Problem details: Extract the lines that carry the string "with" from the listing.
—————
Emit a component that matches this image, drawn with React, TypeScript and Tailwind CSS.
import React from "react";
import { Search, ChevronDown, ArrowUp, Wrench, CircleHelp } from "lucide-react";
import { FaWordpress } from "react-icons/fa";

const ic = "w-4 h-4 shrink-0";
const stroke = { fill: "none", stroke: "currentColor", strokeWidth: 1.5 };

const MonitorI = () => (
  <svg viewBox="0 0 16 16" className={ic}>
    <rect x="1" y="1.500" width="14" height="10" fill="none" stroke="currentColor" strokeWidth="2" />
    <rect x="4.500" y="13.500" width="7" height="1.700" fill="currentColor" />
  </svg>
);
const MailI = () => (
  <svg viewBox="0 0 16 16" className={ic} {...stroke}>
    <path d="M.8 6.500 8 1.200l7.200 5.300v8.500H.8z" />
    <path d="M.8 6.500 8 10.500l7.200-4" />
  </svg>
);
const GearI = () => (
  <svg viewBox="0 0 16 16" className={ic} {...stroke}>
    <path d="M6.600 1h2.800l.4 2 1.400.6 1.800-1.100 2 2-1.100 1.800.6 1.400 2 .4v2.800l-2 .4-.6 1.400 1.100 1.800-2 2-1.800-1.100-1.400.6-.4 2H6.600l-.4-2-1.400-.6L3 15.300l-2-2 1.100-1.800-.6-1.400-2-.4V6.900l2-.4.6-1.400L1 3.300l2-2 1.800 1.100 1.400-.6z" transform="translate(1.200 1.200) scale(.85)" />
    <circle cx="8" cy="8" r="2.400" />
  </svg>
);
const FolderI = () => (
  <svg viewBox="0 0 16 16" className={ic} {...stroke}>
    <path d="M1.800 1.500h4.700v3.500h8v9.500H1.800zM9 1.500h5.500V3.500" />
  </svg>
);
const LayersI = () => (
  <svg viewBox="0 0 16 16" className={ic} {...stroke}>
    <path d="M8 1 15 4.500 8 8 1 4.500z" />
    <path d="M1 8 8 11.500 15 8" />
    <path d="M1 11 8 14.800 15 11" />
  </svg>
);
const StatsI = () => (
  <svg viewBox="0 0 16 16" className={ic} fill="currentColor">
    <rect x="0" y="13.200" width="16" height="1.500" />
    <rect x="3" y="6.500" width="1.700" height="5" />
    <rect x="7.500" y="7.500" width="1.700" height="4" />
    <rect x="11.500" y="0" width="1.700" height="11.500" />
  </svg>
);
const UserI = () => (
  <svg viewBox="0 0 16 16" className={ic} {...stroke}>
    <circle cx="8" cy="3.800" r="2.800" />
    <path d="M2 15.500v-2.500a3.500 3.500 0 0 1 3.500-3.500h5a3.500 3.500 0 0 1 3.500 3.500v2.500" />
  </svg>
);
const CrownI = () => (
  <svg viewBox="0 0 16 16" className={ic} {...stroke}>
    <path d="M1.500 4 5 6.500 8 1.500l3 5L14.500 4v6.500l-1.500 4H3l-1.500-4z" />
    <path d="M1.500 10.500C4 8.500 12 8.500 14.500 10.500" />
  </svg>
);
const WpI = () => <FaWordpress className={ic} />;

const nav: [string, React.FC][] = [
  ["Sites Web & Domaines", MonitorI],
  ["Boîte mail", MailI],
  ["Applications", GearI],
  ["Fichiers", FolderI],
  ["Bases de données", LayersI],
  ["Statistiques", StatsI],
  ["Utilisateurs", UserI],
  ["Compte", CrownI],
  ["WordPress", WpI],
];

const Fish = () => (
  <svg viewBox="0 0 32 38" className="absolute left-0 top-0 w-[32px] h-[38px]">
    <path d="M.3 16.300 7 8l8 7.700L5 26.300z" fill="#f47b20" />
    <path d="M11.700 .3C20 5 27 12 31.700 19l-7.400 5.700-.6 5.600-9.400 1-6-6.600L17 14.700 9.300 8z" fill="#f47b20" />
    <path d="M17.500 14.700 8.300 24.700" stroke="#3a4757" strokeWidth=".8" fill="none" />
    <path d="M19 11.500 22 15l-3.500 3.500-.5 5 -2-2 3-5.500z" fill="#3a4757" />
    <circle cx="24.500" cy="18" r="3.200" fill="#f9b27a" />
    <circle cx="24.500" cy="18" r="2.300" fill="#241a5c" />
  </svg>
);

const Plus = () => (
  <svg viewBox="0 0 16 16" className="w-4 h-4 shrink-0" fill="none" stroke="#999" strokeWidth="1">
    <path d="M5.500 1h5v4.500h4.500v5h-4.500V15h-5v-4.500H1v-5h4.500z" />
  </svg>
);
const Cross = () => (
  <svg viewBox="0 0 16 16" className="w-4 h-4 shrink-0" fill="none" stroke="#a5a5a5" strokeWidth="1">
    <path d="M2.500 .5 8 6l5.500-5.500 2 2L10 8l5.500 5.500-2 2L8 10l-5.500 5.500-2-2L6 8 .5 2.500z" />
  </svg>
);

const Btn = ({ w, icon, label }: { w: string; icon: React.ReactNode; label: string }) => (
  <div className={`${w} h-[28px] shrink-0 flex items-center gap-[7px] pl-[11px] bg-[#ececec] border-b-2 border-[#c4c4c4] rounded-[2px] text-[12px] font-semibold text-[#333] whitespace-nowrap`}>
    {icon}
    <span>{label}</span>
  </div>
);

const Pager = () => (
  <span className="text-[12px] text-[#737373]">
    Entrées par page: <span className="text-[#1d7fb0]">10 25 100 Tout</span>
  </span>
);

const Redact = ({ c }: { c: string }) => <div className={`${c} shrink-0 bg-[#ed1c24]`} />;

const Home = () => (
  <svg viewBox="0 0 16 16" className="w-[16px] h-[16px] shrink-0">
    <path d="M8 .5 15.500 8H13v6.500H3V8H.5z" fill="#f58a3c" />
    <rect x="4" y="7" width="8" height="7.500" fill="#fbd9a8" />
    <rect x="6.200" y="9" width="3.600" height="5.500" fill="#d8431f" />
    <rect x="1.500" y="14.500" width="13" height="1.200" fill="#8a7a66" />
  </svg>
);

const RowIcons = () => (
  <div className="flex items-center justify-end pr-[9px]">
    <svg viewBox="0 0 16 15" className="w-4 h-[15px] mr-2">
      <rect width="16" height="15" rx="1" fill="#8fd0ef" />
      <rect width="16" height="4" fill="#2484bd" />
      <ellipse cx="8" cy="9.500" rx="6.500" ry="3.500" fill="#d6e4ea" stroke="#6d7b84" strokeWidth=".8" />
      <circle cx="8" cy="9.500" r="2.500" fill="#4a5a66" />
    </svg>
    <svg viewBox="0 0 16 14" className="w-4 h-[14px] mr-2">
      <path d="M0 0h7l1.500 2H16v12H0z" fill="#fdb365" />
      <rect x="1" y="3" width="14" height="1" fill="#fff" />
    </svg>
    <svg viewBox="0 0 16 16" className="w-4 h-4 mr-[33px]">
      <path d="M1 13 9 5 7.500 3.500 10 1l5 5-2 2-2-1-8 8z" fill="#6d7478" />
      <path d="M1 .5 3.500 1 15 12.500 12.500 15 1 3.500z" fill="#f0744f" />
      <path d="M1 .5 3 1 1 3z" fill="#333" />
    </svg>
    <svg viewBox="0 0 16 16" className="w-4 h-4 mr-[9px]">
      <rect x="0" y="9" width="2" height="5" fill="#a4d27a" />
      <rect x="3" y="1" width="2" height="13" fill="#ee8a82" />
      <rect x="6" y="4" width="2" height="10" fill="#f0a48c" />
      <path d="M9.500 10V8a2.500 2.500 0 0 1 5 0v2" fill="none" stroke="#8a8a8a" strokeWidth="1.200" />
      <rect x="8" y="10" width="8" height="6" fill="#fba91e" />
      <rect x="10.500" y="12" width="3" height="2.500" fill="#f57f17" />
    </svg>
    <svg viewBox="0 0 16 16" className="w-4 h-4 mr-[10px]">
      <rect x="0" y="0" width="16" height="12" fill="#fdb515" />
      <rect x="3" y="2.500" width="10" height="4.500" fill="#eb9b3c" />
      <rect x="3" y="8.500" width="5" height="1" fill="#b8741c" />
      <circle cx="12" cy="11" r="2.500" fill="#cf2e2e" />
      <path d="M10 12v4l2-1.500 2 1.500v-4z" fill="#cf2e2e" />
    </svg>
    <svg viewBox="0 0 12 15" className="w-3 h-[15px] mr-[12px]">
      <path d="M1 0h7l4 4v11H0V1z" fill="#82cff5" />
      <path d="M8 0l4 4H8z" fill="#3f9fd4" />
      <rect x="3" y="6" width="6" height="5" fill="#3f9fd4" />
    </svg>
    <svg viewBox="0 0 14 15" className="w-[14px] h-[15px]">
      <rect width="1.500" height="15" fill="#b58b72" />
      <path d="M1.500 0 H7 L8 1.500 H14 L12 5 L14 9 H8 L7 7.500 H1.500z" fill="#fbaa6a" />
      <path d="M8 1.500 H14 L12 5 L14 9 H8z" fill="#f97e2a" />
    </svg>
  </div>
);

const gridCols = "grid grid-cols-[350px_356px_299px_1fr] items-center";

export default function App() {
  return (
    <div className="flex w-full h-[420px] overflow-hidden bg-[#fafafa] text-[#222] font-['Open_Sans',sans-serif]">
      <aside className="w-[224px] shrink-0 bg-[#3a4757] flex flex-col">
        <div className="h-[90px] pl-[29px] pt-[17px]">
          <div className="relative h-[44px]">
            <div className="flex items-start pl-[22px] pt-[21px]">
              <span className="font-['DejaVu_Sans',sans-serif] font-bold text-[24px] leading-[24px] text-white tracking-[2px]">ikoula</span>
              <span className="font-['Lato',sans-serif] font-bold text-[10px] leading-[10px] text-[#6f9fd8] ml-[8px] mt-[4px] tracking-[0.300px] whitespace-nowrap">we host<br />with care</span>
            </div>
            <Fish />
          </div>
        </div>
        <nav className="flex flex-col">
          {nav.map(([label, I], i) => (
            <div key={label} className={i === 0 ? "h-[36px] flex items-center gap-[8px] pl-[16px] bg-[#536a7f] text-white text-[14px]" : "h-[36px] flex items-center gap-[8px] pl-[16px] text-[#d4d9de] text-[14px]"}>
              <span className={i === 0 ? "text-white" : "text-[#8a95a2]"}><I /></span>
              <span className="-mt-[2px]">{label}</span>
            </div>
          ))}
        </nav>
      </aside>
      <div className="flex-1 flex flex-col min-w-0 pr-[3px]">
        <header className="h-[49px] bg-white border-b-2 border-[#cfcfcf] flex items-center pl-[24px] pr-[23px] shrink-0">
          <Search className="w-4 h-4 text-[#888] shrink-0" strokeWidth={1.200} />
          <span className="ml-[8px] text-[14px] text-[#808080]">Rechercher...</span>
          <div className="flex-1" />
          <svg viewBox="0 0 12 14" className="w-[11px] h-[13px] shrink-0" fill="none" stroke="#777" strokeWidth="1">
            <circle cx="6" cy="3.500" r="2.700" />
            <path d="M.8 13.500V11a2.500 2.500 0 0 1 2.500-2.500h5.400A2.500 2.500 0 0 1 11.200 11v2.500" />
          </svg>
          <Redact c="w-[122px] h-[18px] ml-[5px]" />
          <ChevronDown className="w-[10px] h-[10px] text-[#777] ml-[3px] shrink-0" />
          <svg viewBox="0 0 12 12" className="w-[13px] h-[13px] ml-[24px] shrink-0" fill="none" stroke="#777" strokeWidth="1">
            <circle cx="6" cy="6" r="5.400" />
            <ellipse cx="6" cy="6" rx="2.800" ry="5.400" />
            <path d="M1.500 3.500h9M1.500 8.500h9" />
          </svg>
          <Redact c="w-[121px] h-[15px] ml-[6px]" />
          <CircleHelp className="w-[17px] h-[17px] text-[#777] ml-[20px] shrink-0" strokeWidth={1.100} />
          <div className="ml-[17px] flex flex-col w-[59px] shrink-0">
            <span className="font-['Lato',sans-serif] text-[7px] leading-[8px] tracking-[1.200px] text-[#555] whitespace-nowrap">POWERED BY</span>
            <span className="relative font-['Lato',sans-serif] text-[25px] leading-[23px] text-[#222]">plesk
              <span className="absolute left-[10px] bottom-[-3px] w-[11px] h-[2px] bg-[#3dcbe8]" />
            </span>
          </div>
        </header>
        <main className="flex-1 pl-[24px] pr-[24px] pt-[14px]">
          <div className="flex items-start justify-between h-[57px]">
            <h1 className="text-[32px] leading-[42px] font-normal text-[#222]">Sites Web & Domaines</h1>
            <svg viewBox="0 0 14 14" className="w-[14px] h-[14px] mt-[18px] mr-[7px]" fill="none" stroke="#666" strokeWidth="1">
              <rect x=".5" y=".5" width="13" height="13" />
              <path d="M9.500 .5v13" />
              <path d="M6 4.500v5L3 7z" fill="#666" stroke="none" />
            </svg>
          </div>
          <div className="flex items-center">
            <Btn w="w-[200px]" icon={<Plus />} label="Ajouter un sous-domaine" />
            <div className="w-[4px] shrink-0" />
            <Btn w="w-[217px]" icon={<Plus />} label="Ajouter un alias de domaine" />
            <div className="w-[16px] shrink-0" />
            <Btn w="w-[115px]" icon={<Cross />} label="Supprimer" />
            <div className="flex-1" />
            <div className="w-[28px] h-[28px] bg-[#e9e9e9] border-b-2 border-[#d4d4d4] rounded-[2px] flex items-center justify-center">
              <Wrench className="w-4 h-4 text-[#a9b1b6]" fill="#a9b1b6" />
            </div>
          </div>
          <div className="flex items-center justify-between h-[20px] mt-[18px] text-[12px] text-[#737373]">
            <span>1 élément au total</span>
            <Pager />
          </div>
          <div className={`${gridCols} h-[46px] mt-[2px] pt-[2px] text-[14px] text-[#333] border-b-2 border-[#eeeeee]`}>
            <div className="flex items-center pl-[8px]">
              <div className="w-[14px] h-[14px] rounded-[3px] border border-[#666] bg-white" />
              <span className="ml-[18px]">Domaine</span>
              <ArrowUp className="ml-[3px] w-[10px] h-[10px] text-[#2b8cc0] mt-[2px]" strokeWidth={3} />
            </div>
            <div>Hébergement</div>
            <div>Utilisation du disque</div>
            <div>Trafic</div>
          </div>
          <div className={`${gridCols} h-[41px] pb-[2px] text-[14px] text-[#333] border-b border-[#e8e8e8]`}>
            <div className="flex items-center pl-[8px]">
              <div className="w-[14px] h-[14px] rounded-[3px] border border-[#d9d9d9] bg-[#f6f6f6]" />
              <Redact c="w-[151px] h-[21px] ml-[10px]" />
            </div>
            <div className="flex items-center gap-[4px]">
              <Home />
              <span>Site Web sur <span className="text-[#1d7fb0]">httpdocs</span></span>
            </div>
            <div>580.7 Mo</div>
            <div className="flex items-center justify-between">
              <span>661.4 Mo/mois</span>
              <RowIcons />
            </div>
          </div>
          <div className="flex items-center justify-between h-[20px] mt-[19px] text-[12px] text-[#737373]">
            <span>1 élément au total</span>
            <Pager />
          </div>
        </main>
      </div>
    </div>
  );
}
—————
Complete answer:
Emit a component that matches this image, drawn with React, TypeScript and Tailwind CSS.
              <span className="font-['Lato',sans-serif] font-bold text-[10px] leading-[10px] text-[#6f9fd8] ml-[8px] mt-[4px] tracking-[0.300px] whitespace-nowrap">we host<br />with care</span>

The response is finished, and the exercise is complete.